An Eye on the Penn State Administration

Sweatshops: Does Penn State Have A Social Responsibility?

When I decided to come to Penn State I looked forward to going to a place which fostered progressive thinking, a place that would work with students towards positive change. I had heard so much about how Penn State was moving towards becoming a “green” university.

I had not heard about the fact that Penn State was not complying with the Designated Supplier Program (DSP). DSP is a program, which calls for Penn State to buy all of its products from suppliers that provide a fair working environment, and fair rights for all their employees.

The movement here at Penn State and other Universities across the country is sponsored by the United Students Against Sweatshops (USAS) and the Worker’s Rights Consortium (WRC).

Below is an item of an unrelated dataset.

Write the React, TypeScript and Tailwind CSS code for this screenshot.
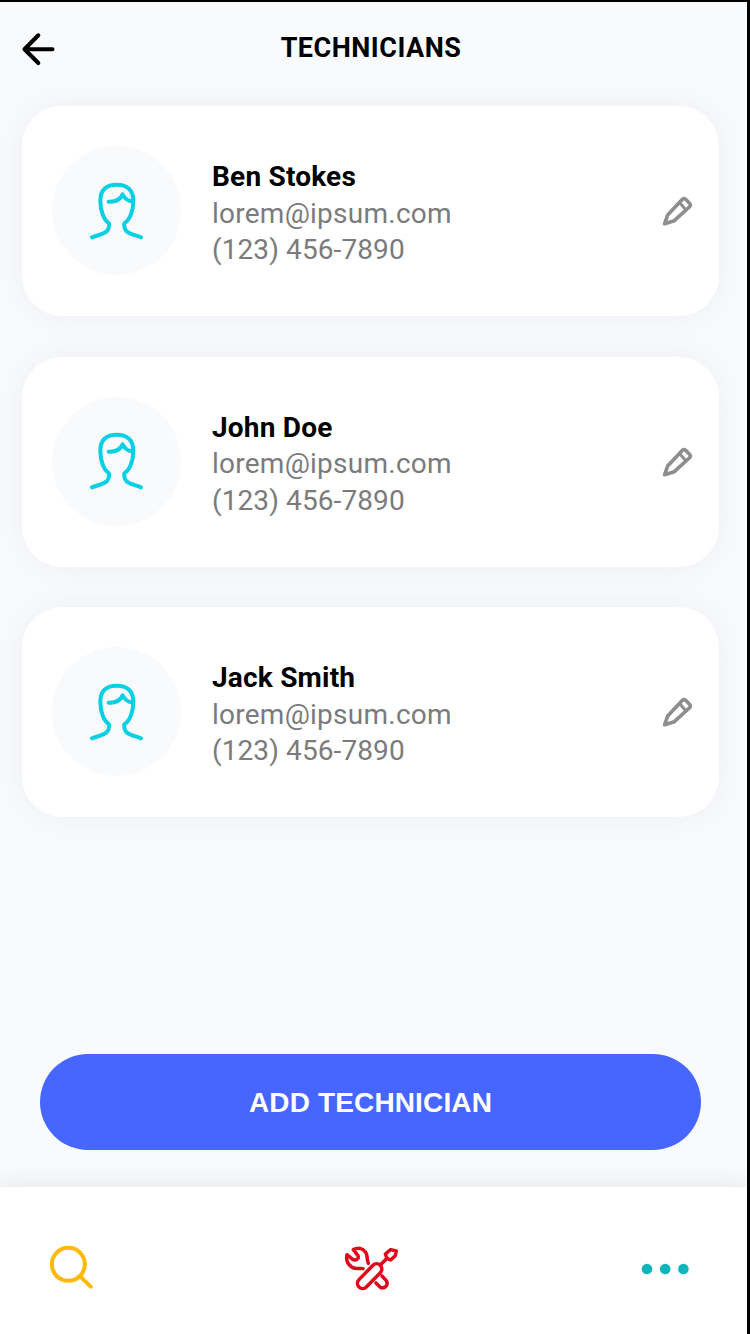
type Technician = {
    id: number;
    name: string;
    email: string;
    phone: string;
};

const technicians: Technician[] = [
    { id: 1, name: "Ben Stokes", email: "lorem@ipsum.com", phone: "(123) 456-7890" },
    { id: 2, name: "John Doe", email: "lorem@ipsum.com", phone: "(123) 456-7890" },
    { id: 3, name: "Jack Smith", email: "lorem@ipsum.com", phone: "(123) 456-7890" },
];

function BackIcon() {
    return (
        <svg
            viewBox="0 0 34 34"
            className="size-[34px]"
            fill="none"
            stroke="currentColor"
            strokeWidth="4.1"
            strokeLinecap="round"
            strokeLinejoin="round"
        >
            <path d="M31.5 17.2H3.5M17.3 3.3L3.5 17.2L17.3 31" />
        </svg>
    );
}

function PersonIcon() {
    return (
        <svg
            viewBox="150 122 160 180"
            className="h-[60px] w-[53.3px]"
            fill="none"
            stroke="#08d0e2"
            strokeWidth="12"
            strokeLinecap="round"
            strokeLinejoin="round"
        >
            <path d="M156 291C174 284 191 282 201 272C207 266 208 259 207 249C192 239 181 213 181 181C181 148 200 133 230 133C260 133 280 148 280 181C280 213 269 239 253 249C252 259 253 266 259 272C269 282 286 284 303 291" />
            <path d="M206 184C228 185 242 176 248 162C254 173 262 183 277 183" />
        </svg>
    );
}

function PencilIcon() {
    return (
        <svg
            viewBox="66 46 94 94"
            className="size-[31.3px]"
            fill="none"
            stroke="#8e8e8e"
            strokeWidth="11"
            strokeLinejoin="round"
        >
            <path d="M74 132L83 106L126 60Q131 54 137 59L148 70Q154 76 148 82L103 123Z" />
            <path d="M118 68L138 91" strokeWidth="9" />
            <path d="M69 137L76 118L88 130Z" fill="#8e8e8e" stroke="none" />
        </svg>
    );
}

function SearchIcon() {
    return (
        <svg
            viewBox="57 59 134 134"
            className="size-[44.7px]"
            fill="none"
            stroke="#ffba08"
            strokeWidth="12"
            strokeLinecap="round"
        >
            <circle cx="115" cy="117" r="49.5" />
            <path d="M151 154L182 184" />
        </svg>
    );
}

function ToolsIcon() {
    return (
        <svg
            viewBox="42 42 166 142"
            className="h-[47.3px] w-[55.3px]"
            fill="none"
            stroke="#e2061c"
            strokeWidth="10.5"
            strokeLinecap="round"
            strokeLinejoin="round"
        >
            <path d="M99 113C88 111 76 116 65 108C52 99 48 84 51 71L68 85C77 91 88 83 84 74L70 56C83 49 98 51 107 64C114 74 110 86 115 97" />
            <path d="M87 146L129 103A15.5 15.5 0 0 1 151 125L109 168A15.5 15.5 0 0 1 87 146Z" />
            <path d="M154 99L171 82" />
            <path d="M166 69L182 56L199 60L196 74L182 87L171 82Z" />
            <path d="M156 135L169 149Q175 159 167 167Q159 174 150 168L138 156" />
        </svg>
    );
}

function MoreIcon() {
    return (
        <svg viewBox="0 0 48 12" className="h-3 w-12" fill="#0fb5ba">
            <circle cx="6" cy="6" r="5.3" />
            <circle cx="24.2" cy="6" r="5.3" />
            <circle cx="42.4" cy="6" r="5.3" />
        </svg>
    );
}

function TechnicianCard({ technician }: { technician: Technician }) {
    return (
        <li className="flex h-[210px] items-center rounded-[40px] bg-white pl-[30px] pr-[26px] shadow-[0_0_36px_rgba(40,45,60,0.05)]">
            <div className="mb-px flex size-[129px] shrink-0 items-center justify-center rounded-full bg-[#f9fafc]">
                <PersonIcon />
            </div>
            <div className="ml-[31px] mt-[6px] flex-1 text-[28px] leading-[36.5px] text-[#7b7b7b]">
                <h2 className="font-bold tracking-[0.2px] text-black">{technician.name}</h2>
                <p className="tracking-[0.25px]">{technician.email}</p>
                <p className="tracking-[0.1px]">{technician.phone}</p>
            </div>
            <button aria-label={`Edit ${technician.name}`}>
                <PencilIcon />
            </button>
        </li>
    );
}

export default function App() {
    return (
        <div className="flex h-[1334px] w-[750px] flex-col overflow-hidden border-r-[3px] border-t-2 border-black bg-[#f9fafc] font-['Roboto',sans-serif]">
            <header className="grid h-[104px] shrink-0 grid-cols-[34px_1fr_34px] items-start pl-[21px] pr-[26px] pt-[30px]">
                <button aria-label="Back">
                    <BackIcon />
                </button>
                <h1 className="text-center text-[27px] font-bold leading-[32px] tracking-[0.5px] text-black">
                    TECHNICIANS
                </h1>
            </header>

            <ul className="flex flex-1 flex-col gap-[40.5px] pl-[22px] pr-[28px]">
                {technicians.map((technician) => (
                    <TechnicianCard key={technician.id} technician={technician} />
                ))}
            </ul>

            <div className="pb-[37px] pl-10 pr-[46px]">
                <button className="h-[96px] w-full rounded-full bg-[#4666ff] pt-[2px] font-['Liberation_Sans',Arial,sans-serif] text-[28px] font-bold tracking-[0.15px] text-white">
                    ADD TECHNICIAN
                </button>
            </div>

            <nav className="flex h-[147px] shrink-0 items-start justify-between bg-white pl-[49px] pr-[58px] pt-[57.5px] shadow-[0_0_24px_rgba(40,45,60,0.11)]">
                <button aria-label="Search">
                    <SearchIcon />
                </button>
                <button aria-label="Services" className="ml-[8px]">
                    <ToolsIcon />
                </button>
                <button aria-label="More" className="mt-[18.5px]">
                    <MoreIcon />
                </button>
            </nav>
        </div>
    );
}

Student locally — 31, to be exact — have protested the administration’s failure to act in what they believed to be a socially responsible matter and were arrested last week for civil disobedience.

Penn State administrators pride themselves on supposedly fostering a student-centered university. How is arresting your own students for peacefully protesting what they believe to be a human rights issue at Penn State considered student centered?

On May 3, the University Park Undergraduate Association (UPUA) steering committee passed legislation in support of the students who were arrested. In my opinion, I believe that the severity of the charges filed against the students was too harsh.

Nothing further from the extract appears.